Bike Tour of Ubud – Bali, Indonesia
We knew before we ever left the US that we wanted to do a bike tour of Ubud. I’d done a bike tour of Tuscany when I studied abroad and it was one of my favorite memories from my time, so I was really looking forward to learning more about the area in Ubud with a long bike tour. Plus, what’s more romantic than a bike ride through the rice paddies on your honeymoon? Many tours were advertised for appx $30, leaving at 7 or 8am and returning by 2pm, so we knew it wouldn’t be hard to do once we arrived.

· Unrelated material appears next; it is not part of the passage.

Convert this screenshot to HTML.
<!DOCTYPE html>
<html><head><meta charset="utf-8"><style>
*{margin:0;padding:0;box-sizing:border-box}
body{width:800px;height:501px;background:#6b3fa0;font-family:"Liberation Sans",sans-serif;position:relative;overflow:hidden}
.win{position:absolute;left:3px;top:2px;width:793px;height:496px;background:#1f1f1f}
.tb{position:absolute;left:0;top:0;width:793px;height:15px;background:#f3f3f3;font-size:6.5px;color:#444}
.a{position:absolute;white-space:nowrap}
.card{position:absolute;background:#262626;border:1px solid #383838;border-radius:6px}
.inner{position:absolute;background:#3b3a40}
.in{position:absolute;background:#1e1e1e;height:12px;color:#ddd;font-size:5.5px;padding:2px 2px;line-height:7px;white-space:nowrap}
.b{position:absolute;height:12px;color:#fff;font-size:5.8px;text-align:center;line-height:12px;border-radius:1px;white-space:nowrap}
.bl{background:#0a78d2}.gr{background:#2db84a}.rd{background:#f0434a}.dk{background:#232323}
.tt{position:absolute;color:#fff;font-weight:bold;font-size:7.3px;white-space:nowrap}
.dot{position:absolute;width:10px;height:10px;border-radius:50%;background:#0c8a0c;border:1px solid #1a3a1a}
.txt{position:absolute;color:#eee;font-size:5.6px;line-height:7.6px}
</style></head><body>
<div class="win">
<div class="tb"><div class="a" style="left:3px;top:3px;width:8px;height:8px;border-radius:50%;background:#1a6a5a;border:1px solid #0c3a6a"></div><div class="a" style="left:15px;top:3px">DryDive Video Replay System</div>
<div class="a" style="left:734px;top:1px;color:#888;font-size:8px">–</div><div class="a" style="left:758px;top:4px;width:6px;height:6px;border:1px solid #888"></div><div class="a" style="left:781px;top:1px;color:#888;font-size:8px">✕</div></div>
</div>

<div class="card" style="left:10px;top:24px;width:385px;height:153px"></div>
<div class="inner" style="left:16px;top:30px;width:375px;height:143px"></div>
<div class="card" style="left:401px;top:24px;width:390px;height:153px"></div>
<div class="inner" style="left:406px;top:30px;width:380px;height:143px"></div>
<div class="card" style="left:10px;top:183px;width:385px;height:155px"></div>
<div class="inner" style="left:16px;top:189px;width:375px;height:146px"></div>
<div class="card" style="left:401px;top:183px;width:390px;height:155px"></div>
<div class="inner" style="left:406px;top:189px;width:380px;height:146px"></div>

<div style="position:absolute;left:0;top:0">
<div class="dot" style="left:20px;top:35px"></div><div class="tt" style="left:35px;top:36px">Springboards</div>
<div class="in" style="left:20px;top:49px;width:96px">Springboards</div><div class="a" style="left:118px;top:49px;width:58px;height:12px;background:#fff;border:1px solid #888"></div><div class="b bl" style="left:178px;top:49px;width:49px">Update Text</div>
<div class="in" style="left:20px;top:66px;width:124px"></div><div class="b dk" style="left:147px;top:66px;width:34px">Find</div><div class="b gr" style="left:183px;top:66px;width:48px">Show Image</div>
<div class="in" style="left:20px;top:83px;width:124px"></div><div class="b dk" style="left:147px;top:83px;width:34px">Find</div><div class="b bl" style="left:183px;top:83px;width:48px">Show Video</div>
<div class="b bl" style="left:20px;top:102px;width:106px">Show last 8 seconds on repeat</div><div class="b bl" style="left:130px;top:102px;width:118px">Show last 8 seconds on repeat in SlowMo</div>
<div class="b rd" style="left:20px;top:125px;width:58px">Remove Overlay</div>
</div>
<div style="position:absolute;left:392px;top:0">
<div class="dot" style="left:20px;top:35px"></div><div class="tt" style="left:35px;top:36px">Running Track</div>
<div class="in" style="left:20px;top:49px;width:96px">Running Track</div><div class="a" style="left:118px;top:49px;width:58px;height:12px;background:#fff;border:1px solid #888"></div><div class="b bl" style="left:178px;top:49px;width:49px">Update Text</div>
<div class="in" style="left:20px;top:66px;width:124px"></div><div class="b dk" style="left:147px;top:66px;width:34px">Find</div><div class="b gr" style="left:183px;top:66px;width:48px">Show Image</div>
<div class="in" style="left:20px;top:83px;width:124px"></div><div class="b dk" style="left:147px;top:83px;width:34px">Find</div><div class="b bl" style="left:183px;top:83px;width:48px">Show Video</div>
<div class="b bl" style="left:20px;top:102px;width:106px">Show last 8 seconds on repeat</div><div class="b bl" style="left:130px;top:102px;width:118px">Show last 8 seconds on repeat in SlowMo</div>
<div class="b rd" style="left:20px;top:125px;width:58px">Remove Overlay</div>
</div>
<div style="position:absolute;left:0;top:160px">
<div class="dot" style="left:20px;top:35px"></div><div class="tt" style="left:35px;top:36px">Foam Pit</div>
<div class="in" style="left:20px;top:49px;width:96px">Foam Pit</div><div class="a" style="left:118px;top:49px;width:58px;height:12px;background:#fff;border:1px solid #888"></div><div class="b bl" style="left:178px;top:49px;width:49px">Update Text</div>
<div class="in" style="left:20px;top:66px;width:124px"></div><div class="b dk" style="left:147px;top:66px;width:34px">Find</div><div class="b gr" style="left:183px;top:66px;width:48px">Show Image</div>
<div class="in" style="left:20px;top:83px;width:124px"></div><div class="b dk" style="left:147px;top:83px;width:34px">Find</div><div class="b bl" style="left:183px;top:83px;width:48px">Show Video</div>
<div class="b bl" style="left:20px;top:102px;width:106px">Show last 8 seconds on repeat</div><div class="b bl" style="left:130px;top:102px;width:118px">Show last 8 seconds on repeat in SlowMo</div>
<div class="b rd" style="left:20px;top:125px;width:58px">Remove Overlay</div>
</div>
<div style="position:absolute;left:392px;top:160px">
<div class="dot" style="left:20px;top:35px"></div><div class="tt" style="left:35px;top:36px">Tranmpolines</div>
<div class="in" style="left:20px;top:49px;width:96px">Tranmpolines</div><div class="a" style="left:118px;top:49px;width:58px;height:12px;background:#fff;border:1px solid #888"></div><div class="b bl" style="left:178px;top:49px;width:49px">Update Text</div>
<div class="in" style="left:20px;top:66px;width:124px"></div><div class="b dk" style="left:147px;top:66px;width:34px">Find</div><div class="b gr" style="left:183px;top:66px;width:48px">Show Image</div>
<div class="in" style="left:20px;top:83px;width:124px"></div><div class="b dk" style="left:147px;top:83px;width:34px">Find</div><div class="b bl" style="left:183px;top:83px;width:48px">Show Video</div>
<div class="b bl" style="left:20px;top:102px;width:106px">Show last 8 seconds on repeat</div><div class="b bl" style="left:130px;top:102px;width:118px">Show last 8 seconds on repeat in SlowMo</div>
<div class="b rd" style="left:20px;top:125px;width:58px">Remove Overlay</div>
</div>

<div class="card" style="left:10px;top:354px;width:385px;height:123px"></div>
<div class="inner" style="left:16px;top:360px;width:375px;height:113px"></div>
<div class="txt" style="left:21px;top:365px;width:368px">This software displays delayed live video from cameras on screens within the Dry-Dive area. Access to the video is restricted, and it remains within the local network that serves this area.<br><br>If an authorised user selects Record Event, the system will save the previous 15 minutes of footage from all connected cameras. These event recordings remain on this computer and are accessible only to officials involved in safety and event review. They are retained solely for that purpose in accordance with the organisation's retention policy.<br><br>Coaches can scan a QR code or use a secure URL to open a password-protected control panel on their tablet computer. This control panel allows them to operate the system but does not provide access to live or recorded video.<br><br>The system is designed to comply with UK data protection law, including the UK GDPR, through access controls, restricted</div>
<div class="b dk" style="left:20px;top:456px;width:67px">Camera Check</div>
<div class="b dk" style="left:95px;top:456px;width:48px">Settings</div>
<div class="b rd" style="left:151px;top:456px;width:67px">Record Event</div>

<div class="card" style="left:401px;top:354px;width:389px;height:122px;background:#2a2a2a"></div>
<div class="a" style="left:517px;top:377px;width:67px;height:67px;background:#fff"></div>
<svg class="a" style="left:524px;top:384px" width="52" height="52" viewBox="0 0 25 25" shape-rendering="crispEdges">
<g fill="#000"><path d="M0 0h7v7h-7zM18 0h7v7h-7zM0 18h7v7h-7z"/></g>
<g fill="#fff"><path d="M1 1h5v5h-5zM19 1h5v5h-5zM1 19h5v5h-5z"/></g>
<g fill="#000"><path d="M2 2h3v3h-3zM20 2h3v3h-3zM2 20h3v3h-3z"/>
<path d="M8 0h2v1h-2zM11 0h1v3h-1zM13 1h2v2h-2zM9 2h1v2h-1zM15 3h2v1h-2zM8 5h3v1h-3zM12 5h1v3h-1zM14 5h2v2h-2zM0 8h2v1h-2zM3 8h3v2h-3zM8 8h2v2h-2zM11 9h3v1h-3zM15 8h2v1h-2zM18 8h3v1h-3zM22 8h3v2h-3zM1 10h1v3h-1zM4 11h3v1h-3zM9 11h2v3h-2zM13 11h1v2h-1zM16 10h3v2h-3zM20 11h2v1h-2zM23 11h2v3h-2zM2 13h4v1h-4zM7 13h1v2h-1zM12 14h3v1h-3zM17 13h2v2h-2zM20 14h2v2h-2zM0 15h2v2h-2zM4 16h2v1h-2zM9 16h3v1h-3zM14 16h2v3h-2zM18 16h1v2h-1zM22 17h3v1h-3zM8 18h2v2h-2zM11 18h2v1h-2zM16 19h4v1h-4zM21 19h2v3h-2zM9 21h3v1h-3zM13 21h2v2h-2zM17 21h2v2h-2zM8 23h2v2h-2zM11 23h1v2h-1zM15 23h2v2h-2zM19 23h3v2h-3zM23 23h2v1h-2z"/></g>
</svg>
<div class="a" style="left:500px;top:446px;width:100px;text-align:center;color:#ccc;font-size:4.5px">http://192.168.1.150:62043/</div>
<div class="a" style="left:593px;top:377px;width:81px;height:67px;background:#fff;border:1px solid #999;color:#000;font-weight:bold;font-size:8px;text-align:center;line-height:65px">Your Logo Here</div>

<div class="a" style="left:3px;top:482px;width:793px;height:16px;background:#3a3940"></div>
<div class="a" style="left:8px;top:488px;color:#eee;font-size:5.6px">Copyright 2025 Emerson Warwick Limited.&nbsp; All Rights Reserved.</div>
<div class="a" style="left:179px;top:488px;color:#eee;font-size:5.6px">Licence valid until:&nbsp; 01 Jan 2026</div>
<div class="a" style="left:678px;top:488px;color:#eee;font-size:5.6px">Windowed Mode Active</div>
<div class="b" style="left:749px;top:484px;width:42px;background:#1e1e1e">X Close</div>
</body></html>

As luck would have it, we were chatting with the Swiss owner of our hotel (Villa Semana) upon arrival and he very kindly offered to take us on our own private tour — and it certainly was not what we were expecting! Because Jurg made the “tour” seem so impromptu, we were under the very wrong impression that it’d be more of an informal ride where he’d point out the highlights as we glided by.

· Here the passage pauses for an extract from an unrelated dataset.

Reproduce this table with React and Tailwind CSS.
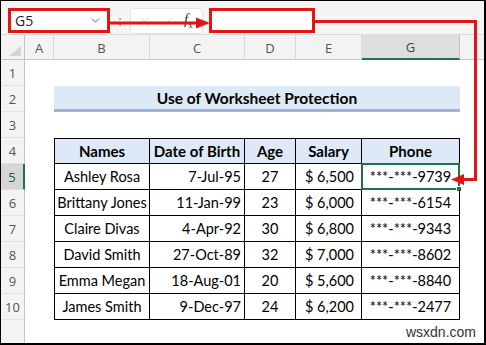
import { ChevronDown, X, Check } from "lucide-react";
import clsx from "clsx";

const COLS = "grid grid-cols-[24px_29px_96px_95px_51px_66px_98px_1fr]";

const rows = [
  { name: "Ashley Rosa", dob: "7-Jul-95", age: 27, sal: "6,500", ph: "9739" },
  { name: "Brittany Jones", dob: "11-Jan-99", age: 23, sal: "6,000", ph: "6154" },
  { name: "Claire Divas", dob: "4-Apr-92", age: 30, sal: "6,800", ph: "9343" },
  { name: "David Smith", dob: "27-Oct-89", age: 32, sal: "7,000", ph: "8602" },
  { name: "Emma Megan", dob: "18-Aug-01", age: 20, sal: "5,600", ph: "8840" },
  { name: "James Smith", dob: "9-Dec-97", age: 24, sal: "6,200", ph: "2477" },
];

function RowHead({ n, sel }) {
  return (
    <div
      className={clsx(
        "flex items-center justify-center pt-[3px] border-b border-b-[#e1e1e1] text-[13px] font-['Open_Sans',sans-serif]",
        sel
          ? "bg-[#d6d6d6] border-r-2 border-r-[#217346] text-[#185c37]"
          : "bg-[#f3f3f3] border-r border-r-[#c6c6c6] text-[#555]"
      )}
    >
      {n}
    </div>
  );
}

function Cell({ className, children }) {
  return (
    <div className={clsx("flex items-center border-r border-b border-black text-black whitespace-nowrap", className)}>
      {children}
    </div>
  );
}

export default function App() {
  return (
    <div className="relative w-[486px] h-[345px] bg-white border-t border-l border-r-2 border-b-2 border-black flex flex-col overflow-hidden font-['Lato',sans-serif]">
      {/* formula bar */}
      <div className="h-[34px] shrink-0 bg-[#f5f5f5] border-b border-[#dcdcdc] flex items-start pt-[7px] pl-[7px]">
        <div className="w-[102px] h-[25px] border-[3px] border-[#e01515] bg-white flex items-center justify-between pl-[4px] pr-[5px] font-['Open_Sans',sans-serif]">
          <span className="text-[14px] text-[#222]">G5</span>
          <ChevronDown size={13} strokeWidth={1.6} className="text-[#444]" />
        </div>
        <div className="w-[20px] h-[25px] flex items-center justify-center text-[15px] text-[#999]">:</div>
        <div className="w-[73px] h-[26px] rounded-[4px] border border-[#e2e2e2] bg-white flex items-center pl-[6px] gap-[8px]">
          <X size={15} strokeWidth={1.2} className="text-[#c4c4c4]" />
          <Check size={15} strokeWidth={1.2} className="text-[#c4c4c4]" />
          <span className="italic text-[15px] text-[#333] font-['Liberation_Serif',serif] ml-[1px] leading-none">
            f<span className="text-[9px] not-italic align-sub">x</span>
          </span>
        </div>
        <div className="ml-[6px] w-[106px] h-[25px] border-[3px] border-[#e01515] bg-white" />
      </div>

      {/* sheet */}
      <div className={clsx(COLS, "grid-rows-[25px] auto-rows-[26px] shrink-0")}>
        {/* column headers */}
        <div className="relative bg-[#f3f3f3] border-r border-b border-[#c6c6c6]">
          <div className="absolute right-[3px] bottom-[3px] w-0 h-0 border-l-[12px] border-l-transparent border-b-[10px] border-b-[#d4d4d4]" />
        </div>
        {["A", "B", "C", "D", "E"].map((c) => (
          <div
            key={c}
            className="flex items-center justify-center pt-[3px] bg-[#f3f3f3] border-r border-r-[#dadada] border-b border-b-[#c6c6c6] text-[13px] text-[#555] font-['Open_Sans',sans-serif]"
          >
            {c}
          </div>
        ))}
        <div className="flex items-center justify-center pt-[3px] bg-[#dedede] border-r border-r-[#c6c6c6] border-b-2 border-b-[#217346] text-[13px] text-[#185c37] font-['Open_Sans',sans-serif]">
          G
        </div>
        <div className="bg-[#f3f3f3] border-b border-b-[#c6c6c6]" />

        {/* row 1 */}
        <RowHead n={1} />
        <div className="col-span-7" />

        {/* row 2 */}
        <RowHead n={2} />
        <div />
        <div className="col-span-5 flex items-center justify-center pt-[2px] bg-[#dde9f6] border-b-[3px] border-b-[#9cb3da] font-bold text-[15.5px] text-black">
          Use of Worksheet Protection
        </div>
        <div />

        {/* row 3 */}
        <RowHead n={3} />
        <div className="col-span-7" />

        {/* row 4 */}
        <RowHead n={4} />
        <div />
        {["Names", "Date of Birth", "Age", "Salary", "Phone"].map((h, i) => (
          <Cell
            key={h}
            className={clsx("justify-center font-bold text-[15px] border-t bg-[#dde9f6]", i === 0 && "border-l")}
          >
            {h}
          </Cell>
        ))}
        <div />

        {rows.map((r, i) => (
          <div key={r.name} className="contents text-[14.5px]">
            <RowHead n={i + 5} sel={i === 0} />
            <div />
            <Cell className="justify-center border-l">{r.name}</Cell>
            <Cell className="justify-end pr-[3px]">{r.dob}</Cell>
            <Cell className="justify-center">{r.age}</Cell>
            <Cell className="justify-between pl-[9px] pr-[7px]">
              <span>$</span>
              <span>{r.sal}</span>
            </Cell>
            <Cell className="relative justify-center">
              ***-***-{r.ph}
              {i === 0 && (
                <div className="absolute -left-[1px] -top-[1px] -right-[1px] -bottom-[1px] border-2 border-[#217346]">
                  <div className="absolute -right-[4px] -bottom-[4px] w-[6px] h-[6px] bg-[#217346] border border-white" />
                </div>
              )}
            </Cell>
            <div />
          </div>
        ))}
      </div>

      {/* filler below */}
      <div className={clsx(COLS, "flex-1")}>
        <div className="bg-[#f3f3f3] border-r border-r-[#c6c6c6]" />
        <div className="col-span-7 flex items-end justify-end pr-[8px] text-[14px] text-[#333] font-['Liberation_Sans',sans-serif]">
          wsxdn.com
        </div>
      </div>

      {/* red arrows overlay */}
      <svg className="absolute left-0 top-0 pointer-events-none" width="486" height="345">
        <line x1="109" y1="22" x2="198" y2="22" stroke="#e01515" strokeWidth="3" />
        <polygon points="195,16.5 209,22 195,27.5" fill="#e01515" />
        <polyline points="314,20.5 474.5,20.5 474.5,178.5 461,178.5" fill="none" stroke="#e01515" strokeWidth="3" />
        <polygon points="463,173 450,178.5 463,184" fill="#e01515" />
      </svg>
    </div>
  );
}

We were to meet at 7am the next morning, a bit early as Jeffrey and I can never pass up a (free) breakfast: sliced fruit, croque monseiurs and lots of coffee. As we ate (a lot), we looked up to see Jurg getting decked out in professional riding gear for our very unprofessional ride. We ended up leaving at 7:40am, a bit later than planned, because Jurg had to teach me the ins and outs of mountain biking and its gears (I’m more of a cruiser gal). He also made sure I understood how to “properly get in the saddle.” I could already tell this ride would be more than I bargained for.
Soon enough, we were off – up and down very steep hills, riding in the streets mostly — with cars zooming by just inches from me. (I’ll pause here to remind you that Charleston, SC is very, very flat.) The hot, humid air at 8am had me regretting my breakfast almost immediately. Luckily, I got plenty of breaks when I had to get off my bike to either push it up the hills (because my legs were too weak to peddle up) OR down the hills (because, again, Charleston is very flat and I had visions of flying head-first over the handlebars and having to cut short my honeymoon). As you can imagine, Jurg was less than impressed.

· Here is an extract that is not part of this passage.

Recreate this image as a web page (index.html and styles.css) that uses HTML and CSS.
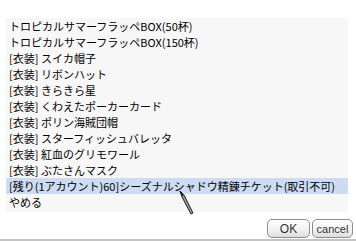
FILE: index.html
```html
<!DOCTYPE html>
<html lang="ja">
<head>
  <meta charset="UTF-8">
  <title>メニュー</title>
  <link rel="stylesheet" href="styles.css">
</head>
<body>

  <div class="window">
    <ul class="menu">
      <li>トロピカルサマーフラッペBOX(50杯)</li>
      <li>トロピカルサマーフラッペBOX(150杯)</li>
      <li>[衣装] スイカ帽子</li>
      <li>[衣装] リボンハット</li>
      <li>[衣装] きらきら星</li>
      <li>[衣装] くわえたポーカーカード</li>
      <li>[衣装] ポリン海賊団帽</li>
      <li>[衣装] スターフィッシュバレッタ</li>
      <li>[衣装] 紅血のグリモワール</li>
      <li>[衣装] ぶたさんマスク</li>
      <li class="selected">[残り(1アカウント)60]シーズナルシャドウ精錬チケット(取引不可)</li>
      <li>やめる</li>
    </ul>

    <div class="buttons">
      <button class="btn btn-ok">OK</button>
      <button class="btn btn-cancel">cancel</button>
    </div>

    <svg class="cursor" width="16" height="26" viewBox="0 0 16 26">
      <polygon points="1,1 5,5 14,23 12,24 3,7" fill="#9a9a9a" stroke="#222" stroke-width="1"/>
      <line x1="1" y1="1" x2="4" y2="6" stroke="#000" stroke-width="1"/>
    </svg>
  </div>

</body>
</html>
```

FILE: styles.css
```css
body {
  margin: 0;
  background: #fff;
  font-family: "Noto Sans CJK JP", "Liberation Sans", sans-serif;
  font-size: 11px;
  color: #000;
}

.window {
  position: relative;
  width: 356px;
  height: 241px;
  box-sizing: border-box;
  padding-top: 18px;
  border-bottom: 2px solid #c4c4c4;
}

.menu {
  list-style: none;
  margin: 0 0 0 6px;
  padding: 0 0 2px;
  width: 342px;
  background: #f7f7f7;
}

.menu li {
  height: 16px;
  line-height: 16px;
  padding-left: 3px;
  white-space: nowrap;
}

.menu li.selected {
  background: #cddcf3;
}

.buttons {
  display: flex;
  justify-content: flex-end;
  gap: 2px;
  padding-right: 3px;
  margin-top: 7px;
}

.btn {
  height: 19px;
  padding: 0;
  font-family: "Liberation Sans", sans-serif;
  font-size: 12px;
  color: #333;
  border: 1px solid #8e8e8e;
  border-radius: 5px;
  background: linear-gradient(#ffffff, #f2f2f2 60%, #dcdcdc);
}

.btn-ok {
  width: 43px;
}

.btn-cancel {
  width: 41px;
  font-size: 11px;
}

.cursor {
  position: absolute;
  left: 179px;
  top: 190px;
}
```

Along the way, Jurg stopped to tell us interesting things, like where Donna Summers used to live and to point out where old hippies smoke drugs. Turns out, Jurg is part of the team that goes around literally executing people for having drugs (Bali’s drug laws are pretty strict). Jurg wanted to be sure that these guys who were “on his list” saw him around town. (Another side note, it was around the time that we’d stop outside of some “hippie houses” to let them know that Jurg was watching them that I saw my breakfast again.)
We rode past many homes and people, but my very favorite part of the day was riding through the rice paddie fields. There was a small footpath we rode on that was mainly used by the rice farmers. We were up close to the rice fields and, many times, were the only people within view. Other times, we were just a few feet away from the rice farmers, and we really felt like we’d uncovered a secret that no tour company would be able to show us. The rice paddies were so beautiful – so surreal.
We were beginning to grow a real appreciation for Ubud and the Balinese as a people – we found them to be exceptionally hardworking and always friendly. Jurg told us that Balinese women do all of the heavy lifting. I found it quite interesting and was very thankful not to be from here if that’s the case.
After about 12 miles around the city and surrounding countryside, Jurg led us back to Villa Semana where we ate lunch by the main pool. It was worth staying at Villa Semana just for the private bike tour. Not only did we feel very welcome at the hotel, but the added benefit of the bike tour – which felt like something shared between old friends rather than a hotel owner and guests, was much better than any paid group tour could ever offer. Jurg offered more details about the people and places we passed, first hand knowledge of living in Bali for years (shared with just the two of us rather than rehearsed for a group setting) and background details on the passerbys (“she’s French, she just arrived in town and she thinks she’s above the law!”).
The bike tour was the very best way to quickly get acquainted with the town on our first full day. And, it’s turned out to be my favorite memory – and story – from our time in Bali.